Re: Memory corruption due to word sharing
- From: Linus Torvalds <torvalds at linux-foundation dot org>
- To: Jan Kara <jack at suse dot cz>
- Cc: LKML <linux-kernel at vger dot kernel dot org>, linux-ia64 at vger dot kernel dot org, dsterba at suse dot cz, ptesarik at suse dot cz, rguenther at suse dot de, gcc at gcc dot gnu dot org
- Date: Wed, 1 Feb 2012 08:41:59 -0800
- Subject: Re: Memory corruption due to word sharing
- References: <20120201151918.GC16714@quack.suse.cz>
On Wed, Feb 1, 2012 at 7:19 AM, Jan Kara <email@example.com> wrote:
> ?we've spotted the following mismatch between what kernel folks expect
> from a compiler and what GCC really does, resulting in memory corruption on
> some architectures.
This is sad.
We've had something like this before due to architectural reasons
(alpha inability to do byte loads and stores leading us to not be able
to have items smaller than a byte sharing a word).
But at least then there was a *reason* for it, not "the compiler is
being difficult for no good reason".
Actually, the *sad* part is not that the compiler does something
unexpected - that's not new - but the usual "..and the gcc crowd
doesn't care, because they can point to paperwork saying it's not
defined". Even if that same paper is actually in the process of
getting updated exactly because it causes problems like ours.
That mentality is not new, of course.
> So it seems what C/GCC promises does not quite match with what kernel
The paper C standard can *never* promise what a kernel expects. There
are tons of unspecified things that a compiler could do, including
moving memory around behind our back as long as it moves it back.
Because it's all "invisible" in the virtual C machine in the absence
of volatiles. The fact that the kernel has things like SMP coherency
requirements is simply not covered by the standard. There are tons of
other things not covered by the standard too that are just "that's
what we need".
So C/gcc has never "promised" anything in that sense, and we've always
had to make assumptions about what is reasonable code generation. Most
of the time, our assumptions are correct, simply because it would be
*stupid* for a C compiler to do anything but what we assume it does.
But sometimes compilers do stupid things. Using 8-byte accesses to a
4-byte entity is *stupid*, when it's not even faster, and when the
base type has been specified to be 4 bytes!
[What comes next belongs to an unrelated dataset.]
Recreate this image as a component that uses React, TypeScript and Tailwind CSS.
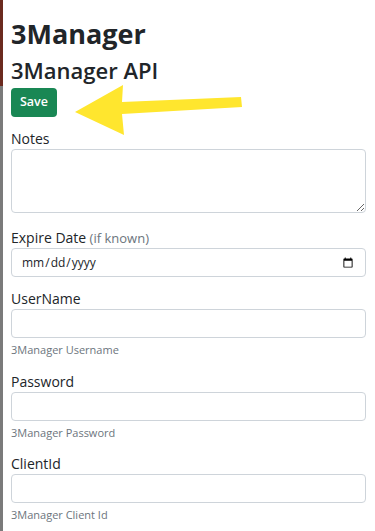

> I'm not really an expert in this area so I wanted to report it
> here so that more knowledgeable people can decide how to solve the issue...
If the gcc people aren't willing to agree that this is actually a flaw
in the standard (one that is being addressed, no less) and try to fix
it, we just have to extend our assumptions to something like "a
compiler would be stupid to ever access anything bigger than the
aligned register-size area". It's still just an assumption, and
compiler people could be crazy, but we could just extend the current
alpha rules to cover not just "int", but "long" too.
Sure, the compiler people could use "load/store multiple" or something
like that, but it would be obviously crazy code, so if it happens past
a register size, at least you could argue that it's a performance
issue and maybe the gcc people would care.
HOWEVER. The problem with the alpha rules (which, btw, were huge, and
led to the CPU designers literally changing the CPU instruction set
because they admitted they made a huge mistake) was never so much the
occasional memory corruption, as the fact that the places where it
could happen were basically almost impossible to find.
So we probably have tons of random places in the kernel that violate
even the alpha rules - because the corruption is so rare, and the
architecture was so rare as to making the corruption even harder to
I assume this code generation idiocy only happens with bitfields? The
problem is, we really don't want to make all bitfields take up 64 bits
just because we might have a lock or something else next to them. But
we could probably re-order things (and then *occasionally* wasting
memory) if we could just find the ones that are problematic.
It's finding the problematic ones that is the issue. Which is why the
compiler should just generate code that matches what we told it to do,
not try to be "clever" in ways that doesn't even help performance! The
compiler simply doesn't know enough about the requirements. Never has,
never will, and this is not about "standards".